In response to cries of racism and Islamophobia, Queen Rania of Jordan said in March of 2015 that there was “nothing Islamic about [ISIS].” This is rhetoric repeated in the U.S. by throngs of people, tending to be on the American political left. Following Queen Rania’s logic, attempting to find the long-term goals of the new “State in Iraq and Syria” should be relatively simple. All states, at some level, have the inherent goal to perpetuate their own existence and provide for (at least some of) their people. This non-Islamic state has done a relatively poor job at that theologically bereft goal through its rejection of participation in the international order. A modern state would interact with other states by establishing embassies and attempting to achieve diplomatic recognition. Although ISIS has actually begun minting new coins to replace America’s “capitalist financial system of enslavement” according to a piece in Vice News, coupled with a vast bureaucracy governing issues from leisure to education as detailed in a December, 2015 profile in the Guardian, it has not attempted on any level to engage with the world resembling any level of modernity. If the motivations of ISIS were absolutely devoid of Islamic theology, however unreflective it is of mainstream Islamic theology, the established Islamic State should then resemble any modern state.
De-Islamizing ISIS has several pointed political goals, chief among them, to disaffiliate the 1.6 billion global Muslim population from the several tens (or hundreds) of thousands of extremely radicalized fighters in ISIS-held territory. This goal is unabashedly noble in intent; however, its adherents practice a veiled form of Islamic apologism. Shadi Hamid with the Center for Middle East Policy headquartered in Washington, D.C., wrote in a November, 2015 Op-ed, “There is a role for Islamic apologetics – if defending Islam rather than analyzing it is your objective…. But if the goal is to understand ISIS, then I, and other analysts who happen to be Muslim, would be better served by cordoning off our personal assumptions and preferences.” Hamid makes a sound point; it seems that those who caution against potential actions against ISIS seem to have their own political preferences line up with “what ISIS wants.” For example, a non-interventionist who opposed both the Iraq and Afghanistan wars likely believes that anti-Muslim rhetoric is what ISIS wants, whereas an American right-winger possibly believes that accepting 10,000 refugees fleeing Syria is a form of capitulation and will allow for ISIS elements to slip into the United States undetected. Both perspectives tend to fail to listen to actual ISIS rhetoric which often focuses on Islamic scripture and tradition from the 7th and 8th centuries. While it is true that Dabiq, ISIS’s English-language magazine, does often share snippets of American politician’s speeches in its regular section “In the Words of the Enemy,” it barely amounts to a footnote in the larger context of ISIS propaganda.

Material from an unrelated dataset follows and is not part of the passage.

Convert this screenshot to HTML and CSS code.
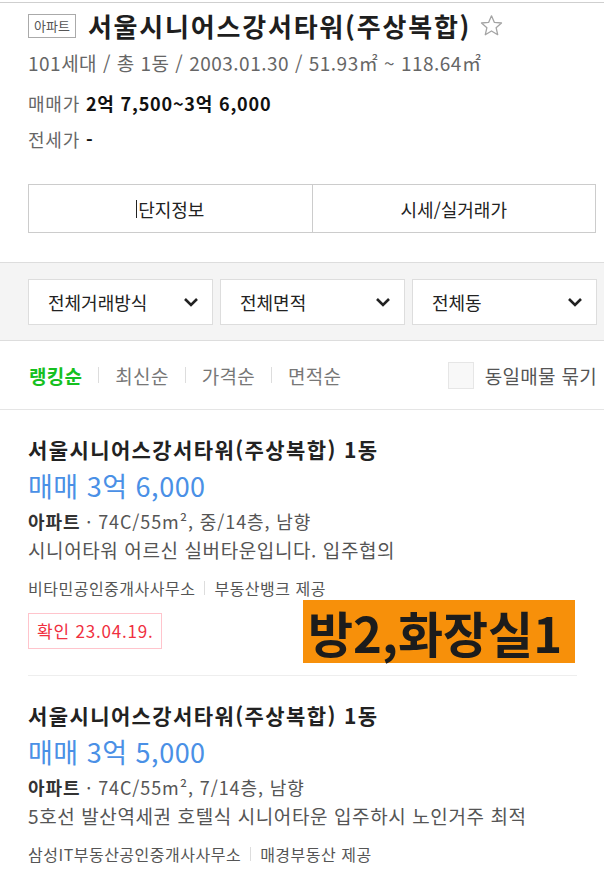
FILE: index.html
```html
<!DOCTYPE html>
<html lang="ko">
<head>
  <meta charset="UTF-8" />
  <meta name="viewport" content="width=device-width, initial-scale=1.0">
  <title>서울시니어스강서타워(주상복합)</title>
  <link rel="stylesheet" href="styles.css">
</head>
<body>
  <div class="complex">
    <div class="complex-head">
      <span class="badge">아파트</span>
      <h1 class="complex-name">서울시니어스강서타워(주상복합)</h1>
      <svg class="star" width="25" height="24" viewBox="0 0 24 24">
        <path d="M12 1.8l2.9 6.6 7.1.6-5.4 4.7 1.6 7-6.2-3.7-6.2 3.7 1.6-7L2 9l7.1-.6z" fill="none" stroke="#a4a4a4" stroke-width="1.3" stroke-linejoin="round"/>
      </svg>
    </div>
    <div class="complex-meta">101세대 / 총 1동 / 2003.01.30 / 51.93㎡ ~ 118.64㎡</div>
    <div class="complex-price">매매가 <b>2억 7,500~3억 6,000</b></div>
    <div class="complex-price rent">전세가 <b>-</b></div>

    <div class="tabs">
      <div class="tab"><span class="caret"></span>단지정보</div>
      <div class="tab">시세/실거래가</div>
    </div>
  </div>

  <div class="filters">
    <div class="select">전체거래방식 <svg width="16" height="10" viewBox="0 0 16 10"><path d="M2 2l6 6 6-6" fill="none" stroke="#222" stroke-width="2.6"/></svg></div>
    <div class="select">전체면적 <svg width="16" height="10" viewBox="0 0 16 10"><path d="M2 2l6 6 6-6" fill="none" stroke="#222" stroke-width="2.6"/></svg></div>
    <div class="select">전체동 <svg width="16" height="10" viewBox="0 0 16 10"><path d="M2 2l6 6 6-6" fill="none" stroke="#222" stroke-width="2.6"/></svg></div>
  </div>

  <div class="sort">
    <div class="sort-list">
      <span class="sort-item on">랭킹순</span>
      <span class="sort-bar"></span>
      <span class="sort-item">최신순</span>
      <span class="sort-bar"></span>
      <span class="sort-item">가격순</span>
      <span class="sort-bar"></span>
      <span class="sort-item">면적순</span>
    </div>
    <label class="same">
      <span class="checkbox"></span>
      동일매물 묶기
    </label>
  </div>

  <div class="list">
    <div class="item">
      <div class="item-title">서울시니어스강서타워(주상복합) 1동</div>
      <div class="item-price">매매 3억 6,000</div>
      <div class="item-spec"><b>아파트</b> · 74C/55m², 중/14층, 남향</div>
      <div class="item-desc">시니어타워 어르신 실버타운입니다. 입주협의</div>
      <div class="item-agent">비타민공인중개사사무소<span class="agent-bar"></span>부동산뱅크 제공</div>
      <div class="item-tags"><span class="tag">확인 23.04.19.</span></div>
      <div class="memo">방2,화장실1</div>
    </div>
    <div class="item">
      <div class="item-title">서울시니어스강서타워(주상복합) 1동</div>
      <div class="item-price">매매 3억 5,000</div>
      <div class="item-spec"><b>아파트</b> · 74C/55m², 7/14층, 남향</div>
      <div class="item-desc">5호선 발산역세권 호텔식 시니어타운 입주하시 노인거주 최적</div>
      <div class="item-agent">삼성IT부동산공인중개사사무소<span class="agent-bar"></span>매경부동산 제공</div>
    </div>
  </div>
</body>
</html>
```

FILE: styles.css
```css
html, body {
  margin: 0;
  padding: 0;
  background: #fff;
  color: #222;
  font-family: "Noto Sans CJK KR", "Noto Sans", sans-serif;
}

.complex {
  margin-top: 2px;
  border-top: 1px solid #cfcfcf;
  padding: 0 8px 29px 28px;
}

.complex-head {
  display: flex;
  align-items: center;
  height: 30px;
  margin-top: 8px;
}

.badge {
  box-sizing: border-box;
  height: 24px;
  line-height: 22px;
  padding: 0 5px;
  border: 1px solid #aaa;
  font-size: 13px;
  color: #555;
}

.complex-name {
  margin: 0 0 0 12px;
  font-size: 26px;
  line-height: 30px;
  font-weight: bold;
  color: #1e1e1e;
  letter-spacing: 1.8px;
}

.star {
  margin-left: 8px;
}

.complex-meta {
  margin-top: 10px;
  font-size: 19px;
  line-height: 24px;
  color: #666;
  letter-spacing: 0.5px;
}

.complex-price {
  margin-top: 16px;
  font-size: 18px;
  line-height: 24px;
  color: #666;
  letter-spacing: 0.8px;
}

.complex-price.rent {
  margin-top: 12px;
}

.complex-price b {
  color: #111;
}

.tabs {
  display: flex;
  margin-top: 33px;
  border: 1px solid #ccc;
}

.tab {
  flex: 1;
  height: 47px;
  display: flex;
  align-items: center;
  justify-content: center;
  font-size: 18px;
  color: #222;
}

.tab + .tab {
  border-left: 1px solid #ccc;
}

.caret {
  width: 1px;
  height: 18px;
  background: #222;
  margin-right: 1px;
}

.filters {
  display: flex;
  gap: 7px;
  padding: 16px 7px 15px 28px;
  background: #f4f4f4;
  border-top: 1px solid #ddd;
  border-bottom: 1px solid #ddd;
}

.select {
  flex: 1;
  height: 44px;
  display: flex;
  align-items: center;
  justify-content: space-between;
  padding: 0 13px 0 19px;
  background: #fff;
  border: 1px solid #ddd;
  font-size: 18px;
  color: #222;
}

.sort {
  display: flex;
  align-items: center;
  justify-content: space-between;
  height: 68px;
  padding: 0 7px 0 29px;
  border-bottom: 1px solid #e5e5e5;
}

.sort-list {
  display: flex;
  align-items: center;
  gap: 16px;
}

.sort-item {
  font-size: 19px;
  color: #777;
  letter-spacing: 0.3px;
}

.sort-item.on {
  color: #15c020;
  font-weight: bold;
}

.sort-bar {
  width: 1px;
  height: 16px;
  background: #ddd;
}

.same {
  display: flex;
  align-items: center;
  gap: 11px;
  font-size: 19px;
  color: #555;
  letter-spacing: 0.3px;
}

.checkbox {
  width: 24px;
  height: 25px;
  background: #f8f8f8;
  border: 1px solid #e6e6e6;
}

.list {
  padding: 0 27px 0 28px;
}

.item {
  position: relative;
  padding: 26px 0 26px;
  border-bottom: 1px solid #eee;
}

.item-title {
  font-size: 21px;
  line-height: 26px;
  font-weight: bold;
  color: #222;
  letter-spacing: 1.4px;
}

.item-price {
  margin-top: 7px;
  font-size: 27px;
  line-height: 34px;
  color: #4a90e6;
  letter-spacing: 0.5px;
}

.item-spec {
  margin-top: 6px;
  font-size: 18px;
  line-height: 24px;
  color: #555;
  letter-spacing: 0.9px;
}

.item-spec b {
  color: #333;
}

.item-desc {
  margin-top: 4px;
  font-size: 19px;
  line-height: 26px;
  color: #555;
  letter-spacing: 0.6px;
}

.item-agent {
  display: flex;
  align-items: center;
  margin-top: 15px;
  font-size: 16px;
  line-height: 20px;
  color: #555;
  letter-spacing: 0.5px;
}

.agent-bar {
  width: 1px;
  height: 14px;
  background: #ddd;
  margin: 0 9px;
}

.item-tags {
  margin-top: 15px;
}

.tag {
  display: inline-block;
  box-sizing: border-box;
  height: 36px;
  line-height: 34px;
  padding: 0 8px;
  border: 1px solid #ffc4cc;
  font-size: 17px;
  color: #f0303f;
  letter-spacing: 0.8px;
}

.memo {
  position: absolute;
  left: 275px;
  top: 190px;
  width: 272px;
  height: 63px;
  background: #f7900a;
  font-size: 49px;
  line-height: 63px;
  font-weight: bold;
  color: #1c1c1c;
  padding-left: 5px;
  box-sizing: border-box;
  white-space: nowrap;
}
```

Radical movements in the past few decades have shared an unintended unholy alliance with the philosophical left. Bits and pieces of videos created by al-Qaeda’s Osama bin Laden share much of the same rhetoric as used in post-colonial scholarship, focusing fire on the imperialist powers of the global West, for example by noted scholar Noam Chomsky. Academics and bloggers have hounded on the messaging that people should be wary of viewing Muslims as the enemy as it potentially only feeds into ISIS’s supposed rhetoric. Proponents of this ideology are often those who believe that calling ISIS by its Arabic equivalent Daesh. The final issue of Dabiq in 2015 was titled “Just Terror,” showcasing that brutal terrorists likely do not pay attention to what names they are called in American media, since they seem to be quite content with being viewed as terrorists.

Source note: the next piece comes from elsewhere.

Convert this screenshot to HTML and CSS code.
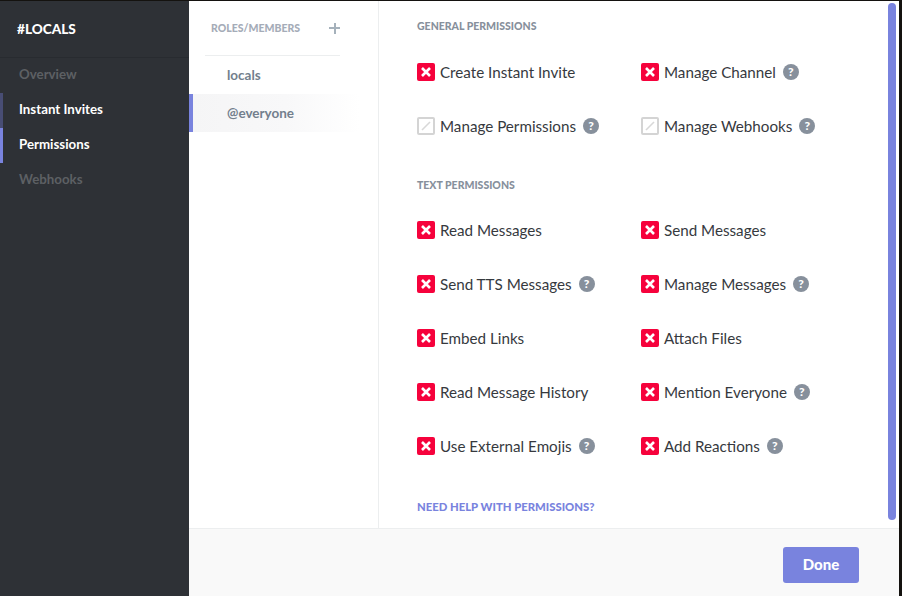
FILE: index.html
```html
<!DOCTYPE html>
<html>
<head>
<title>Channel Settings</title>
<link rel="stylesheet" href="styles.css">
</head>
<body>
<svg class="defs" width="0" height="0">
  <symbol id="cross" viewBox="0 0 18 18">
    <path d="M5 5l8 8M13 5l-8 8" fill="none" stroke="#fff" stroke-width="2.6"/>
  </symbol>
  <symbol id="slash" viewBox="0 0 18 18">
    <path d="M5 13l8-8" fill="none" stroke="#d8d8d8" stroke-width="1.6"/>
  </symbol>
</svg>
<div class="app">
  <div class="sidebar">
    <div class="side-title">#LOCALS</div>
    <div class="side-item muted">Overview</div>
    <div class="side-item fading">Instant Invites</div>
    <div class="side-item selected">Permissions</div>
    <div class="side-item muted">Webhooks</div>
  </div>
  <div class="main">
    <div class="content">
      <div class="roles">
        <div class="roles-head">
          <span>ROLES/MEMBERS</span>
          <span class="plus"></span>
        </div>
        <div class="role">locals</div>
        <div class="role role-on">@everyone</div>
      </div>
      <div class="perms">
        <h3 class="perm-title">GENERAL PERMISSIONS</h3>
        <div class="perm-grid">
          <div class="perm"><span class="box deny"><svg width="18" height="18"><use href="#cross"/></svg></span>Create Instant Invite</div>
          <div class="perm"><span class="box deny"><svg width="18" height="18"><use href="#cross"/></svg></span>Manage Channel<span class="help">?</span></div>
          <div class="perm"><span class="box off"><svg width="18" height="18"><use href="#slash"/></svg></span>Manage Permissions<span class="help">?</span></div>
          <div class="perm"><span class="box off"><svg width="18" height="18"><use href="#slash"/></svg></span>Manage Webhooks<span class="help">?</span></div>
        </div>
        <h3 class="perm-title second">TEXT PERMISSIONS</h3>
        <div class="perm-grid tight">
          <div class="perm"><span class="box deny"><svg width="18" height="18"><use href="#cross"/></svg></span>Read Messages</div>
          <div class="perm"><span class="box deny"><svg width="18" height="18"><use href="#cross"/></svg></span>Send Messages</div>
          <div class="perm"><span class="box deny"><svg width="18" height="18"><use href="#cross"/></svg></span>Send TTS Messages<span class="help">?</span></div>
          <div class="perm"><span class="box deny"><svg width="18" height="18"><use href="#cross"/></svg></span>Manage Messages<span class="help">?</span></div>
          <div class="perm"><span class="box deny"><svg width="18" height="18"><use href="#cross"/></svg></span>Embed Links</div>
          <div class="perm"><span class="box deny"><svg width="18" height="18"><use href="#cross"/></svg></span>Attach Files</div>
          <div class="perm"><span class="box deny"><svg width="18" height="18"><use href="#cross"/></svg></span>Read Message History</div>
          <div class="perm"><span class="box deny"><svg width="18" height="18"><use href="#cross"/></svg></span>Mention Everyone<span class="help">?</span></div>
          <div class="perm"><span class="box deny"><svg width="18" height="18"><use href="#cross"/></svg></span>Use External Emojis<span class="help">?</span></div>
          <div class="perm"><span class="box deny"><svg width="18" height="18"><use href="#cross"/></svg></span>Add Reactions<span class="help">?</span></div>
        </div>
        <div class="help-link">NEED HELP WITH PERMISSIONS?</div>
      </div>
      <div class="scrollbar"></div>
    </div>
    <div class="footer">
      <button class="done">Done</button>
    </div>
  </div>
</div>
</body>
</html>
```

FILE: styles.css
```css
html, body {
  margin: 0;
  padding: 0;
  height: 100%;
  background: #14120f;
  overflow: hidden;
  font-family: Lato, "Open Sans", sans-serif;
}

.defs {
  display: block;
  height: 0;
}

.app {
  display: flex;
  width: 899px;
  height: 595px;
  margin-top: 1px;
  background: #fff;
}

/* left column */
.sidebar {
  width: 189px;
  flex: none;
  background: #2e3136;
  font-size: 13.3px;
  font-weight: 700;
}

.side-title {
  height: 56px;
  line-height: 57px;
  padding-left: 17px;
  color: #fff;
  font-size: 13.6px;
  font-weight: 900;
  border-bottom: 1px solid #282b30;
}

.side-item {
  height: 35px;
  line-height: 33px;
  padding-left: 16px;
  border-left: 3px solid transparent;
  color: #fff;
}

.side-item.muted {
  color: #5d6064;
}

.side-item.fading {
  border-left-color: #484d74;
}

.side-item.selected {
  border-left-color: #7983de;
}

.main {
  flex: 1;
  display: flex;
  flex-direction: column;
  min-width: 0;
}

.content {
  flex: 1;
  display: flex;
  min-height: 0;
}

/* roles column */
.roles {
  width: 189px;
  flex: none;
  border-right: 1px solid #eceeef;
}

.roles-head {
  display: flex;
  justify-content: space-between;
  align-items: center;
  height: 54px;
  margin: 0 38px 0 16px;
  padding-left: 6px;
  color: #a5acb8;
  font-size: 10.5px;
  font-weight: 900;
  border-bottom: 1px solid #eceeef;
}

.plus {
  width: 11px;
  height: 11px;
  background:
    linear-gradient(#a5b1bb, #a5b1bb) center / 11px 2px no-repeat,
    linear-gradient(#a5b1bb, #a5b1bb) center / 2px 11px no-repeat;
}

.role {
  height: 38px;
  line-height: 38px;
  padding-left: 38px;
  color: #737f8d;
  font-size: 13.5px;
  font-weight: 700;
}

.role-on {
  border-left: 4px solid #7983de;
  padding-left: 34px;
  background: linear-gradient(to right, #f5f5f6, #f8f8f9 50%, #fff 90%);
}

/* permissions */
.perms {
  flex: 1;
  padding: 19px 0 0 38px;
}

.perm-title {
  margin: 0;
  height: 14px;
  line-height: 12px;
  color: #87909c;
  font-size: 10.5px;
  font-weight: 900;
}

.perm-title.second {
  margin-top: 26px;
}

.perm-grid {
  display: grid;
  grid-template-columns: 224px 224px;
  grid-auto-rows: 54px;
  margin-top: 11px;
}

.perm-grid.tight {
  margin-top: 10px;
}

.perm {
  display: flex;
  align-items: center;
  color: #36393e;
  font-size: 15.2px;
}

.box {
  display: block;
  width: 18px;
  height: 18px;
  margin-right: 5px;
  border-radius: 2px;
  flex: none;
}

.box svg {
  display: block;
}

.box.deny {
  background: #f6023c;
}

.box.off {
  box-shadow: inset 0 0 0 2px #d4d4d4;
}

.help {
  width: 16px;
  height: 16px;
  margin-left: 7px;
  border-radius: 50%;
  background: #87909c;
  color: #fff;
  font-size: 12px;
  font-weight: 900;
  line-height: 16px;
  text-align: center;
}

.help-link {
  margin-top: 27px;
  color: #7983de;
  font-size: 11.3px;
  font-weight: 900;
}

.scrollbar {
  width: 8px;
  height: 517px;
  margin: 2px 3px 0 0;
  flex: none;
  border-radius: 4px;
  background: #7983de;
}

/* bottom bar */
.footer {
  height: 68px;
  flex: none;
  display: flex;
  justify-content: flex-end;
  align-items: flex-start;
  padding: 18px 40px 0 0;
  box-sizing: border-box;
  background: #f9f9f9;
  border-top: 1px solid #eceeef;
}

.done {
  width: 76px;
  height: 36px;
  padding: 0 0 2px;
  border: 0;
  border-radius: 3px;
  background: #7983de;
  color: #fff;
  font-family: inherit;
  font-size: 15px;
  font-weight: 900;
}
```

America’s military responses to external threats should be informed by experienced military and counterterrorism experts. People often overestimate themselves when it comes to complex geopolitical issues. The sketch comedy show, Saturday Night Live, has mocked ISIS several times, but recently poked fun at the uninformed American understanding of ISIS. In its 2015 Thanksgiving episode, cast member Aidy Bryant played Aunt Kathy, the blissfully unaware family member who claims to have “seen an ISIS” in the grocery store and is very grateful that her governor rejected Syrian refugees, who are all supposedly “ISIS in disguise.” We all have an Aunt Kathy in our families. We likely listen to an Aunt Kathy-like figure from the left on television being interviewed on MSNBC or as the stock-liberal on Fox News. My own mother stated her belief that ISIS did not want Americans to go to Times Square for New Year’s celebrations so that we might live in fear. The newly elected Mayor of Philadelphia Jim Kenney claimed that the January 9th attack by a self-professed ISIS supporter on Philadelphia Police Officer Jesse Hartnett had nothing to do with Islam and “does not represent the religion in any shape or form or any of the teachings.”

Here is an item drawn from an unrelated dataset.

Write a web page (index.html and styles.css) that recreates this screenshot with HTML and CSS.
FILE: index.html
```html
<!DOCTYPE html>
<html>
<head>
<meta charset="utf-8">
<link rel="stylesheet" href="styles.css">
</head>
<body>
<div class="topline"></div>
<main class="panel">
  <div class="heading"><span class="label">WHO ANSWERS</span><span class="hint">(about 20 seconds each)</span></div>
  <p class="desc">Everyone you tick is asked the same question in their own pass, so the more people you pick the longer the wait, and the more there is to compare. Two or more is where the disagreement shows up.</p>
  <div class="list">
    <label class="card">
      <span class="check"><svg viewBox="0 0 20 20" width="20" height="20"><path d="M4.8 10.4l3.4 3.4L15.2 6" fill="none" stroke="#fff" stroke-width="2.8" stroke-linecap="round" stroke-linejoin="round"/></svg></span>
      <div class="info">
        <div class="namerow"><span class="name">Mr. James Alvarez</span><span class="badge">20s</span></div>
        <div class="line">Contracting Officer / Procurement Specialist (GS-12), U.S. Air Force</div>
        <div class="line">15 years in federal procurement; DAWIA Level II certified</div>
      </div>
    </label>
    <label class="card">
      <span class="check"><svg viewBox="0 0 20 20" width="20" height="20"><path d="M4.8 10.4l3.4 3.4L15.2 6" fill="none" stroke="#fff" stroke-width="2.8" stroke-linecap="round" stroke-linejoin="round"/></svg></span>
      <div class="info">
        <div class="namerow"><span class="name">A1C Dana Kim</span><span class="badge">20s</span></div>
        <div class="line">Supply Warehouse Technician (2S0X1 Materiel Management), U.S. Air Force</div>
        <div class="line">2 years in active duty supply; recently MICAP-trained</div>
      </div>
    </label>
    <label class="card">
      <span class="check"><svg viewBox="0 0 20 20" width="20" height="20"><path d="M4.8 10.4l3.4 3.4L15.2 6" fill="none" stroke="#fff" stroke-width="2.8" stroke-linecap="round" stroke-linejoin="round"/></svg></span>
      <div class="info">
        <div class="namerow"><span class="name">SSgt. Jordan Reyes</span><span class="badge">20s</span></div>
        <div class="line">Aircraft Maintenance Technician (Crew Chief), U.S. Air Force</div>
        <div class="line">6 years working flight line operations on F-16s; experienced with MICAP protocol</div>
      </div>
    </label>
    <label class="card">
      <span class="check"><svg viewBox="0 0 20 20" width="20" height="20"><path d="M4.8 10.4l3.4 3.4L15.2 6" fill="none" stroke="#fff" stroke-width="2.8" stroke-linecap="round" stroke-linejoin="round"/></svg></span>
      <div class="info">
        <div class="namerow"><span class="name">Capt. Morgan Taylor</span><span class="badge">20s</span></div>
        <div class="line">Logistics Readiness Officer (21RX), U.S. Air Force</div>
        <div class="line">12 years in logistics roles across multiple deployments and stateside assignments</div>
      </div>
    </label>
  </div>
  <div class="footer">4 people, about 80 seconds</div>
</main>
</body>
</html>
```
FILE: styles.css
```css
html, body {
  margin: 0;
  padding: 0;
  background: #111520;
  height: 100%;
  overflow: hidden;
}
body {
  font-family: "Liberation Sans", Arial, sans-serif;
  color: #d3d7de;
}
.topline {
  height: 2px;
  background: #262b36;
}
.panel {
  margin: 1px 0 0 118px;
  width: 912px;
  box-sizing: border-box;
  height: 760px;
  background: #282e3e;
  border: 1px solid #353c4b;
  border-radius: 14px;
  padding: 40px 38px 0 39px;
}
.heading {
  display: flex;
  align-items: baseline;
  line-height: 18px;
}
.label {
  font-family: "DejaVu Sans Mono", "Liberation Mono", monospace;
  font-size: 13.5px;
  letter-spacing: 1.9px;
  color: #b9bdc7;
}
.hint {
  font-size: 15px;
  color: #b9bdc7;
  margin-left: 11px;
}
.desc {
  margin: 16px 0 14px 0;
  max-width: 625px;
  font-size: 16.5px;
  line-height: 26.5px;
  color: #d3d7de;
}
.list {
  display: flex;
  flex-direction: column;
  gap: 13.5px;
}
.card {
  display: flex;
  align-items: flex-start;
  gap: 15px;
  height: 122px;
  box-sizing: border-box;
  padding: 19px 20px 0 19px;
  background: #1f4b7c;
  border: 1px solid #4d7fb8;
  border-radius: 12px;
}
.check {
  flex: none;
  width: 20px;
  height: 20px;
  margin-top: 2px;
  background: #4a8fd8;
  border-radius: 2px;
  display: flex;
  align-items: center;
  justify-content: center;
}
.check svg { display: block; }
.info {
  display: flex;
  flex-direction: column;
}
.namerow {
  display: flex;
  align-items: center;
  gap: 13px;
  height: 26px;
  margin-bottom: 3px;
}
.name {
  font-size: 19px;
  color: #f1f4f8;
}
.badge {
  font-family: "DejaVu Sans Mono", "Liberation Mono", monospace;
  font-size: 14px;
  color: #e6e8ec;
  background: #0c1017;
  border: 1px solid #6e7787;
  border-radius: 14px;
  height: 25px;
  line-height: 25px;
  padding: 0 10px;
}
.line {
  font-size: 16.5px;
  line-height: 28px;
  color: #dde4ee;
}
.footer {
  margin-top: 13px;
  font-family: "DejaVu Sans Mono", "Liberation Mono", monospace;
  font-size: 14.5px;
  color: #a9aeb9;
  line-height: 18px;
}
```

For the past several years, Americans have been hearing an uninformed or semi-informed debate take place around “what ISIS wants” as it becomes muddied, it seems more like what “America wants.” Sun Tzu teaches us that it is crucial to “know your enemy,” but he believed that it was equally important to know oneself in order to win battles. The politicized rhetoric over ISIS’ desires prevents a thoughtful policy discussion from taking place. Our political leaders should take measured actions without regard for “what ISIS wants,” as it is likely untrue and otherwise irrelevant to American interests in the region. ISIS propaganda videos have professed a basic ISIS belief that America and other Western powers want to initiate another round of crusades in the Holy Land: a claim that most Westerners would dispute. But as scary as it may be, we should come to terms that we do not “know what ISIS wants” short of what they tell us. And so far, they have told us that their goal is singular: to establish an Islamic caliphate. In 2016, ISIS-watchers should make a collective resolution to stop wasting time discussing the (non)theological aspects of the terrorist organization and return to proposing sound policies to defeat another one of America’s enemies.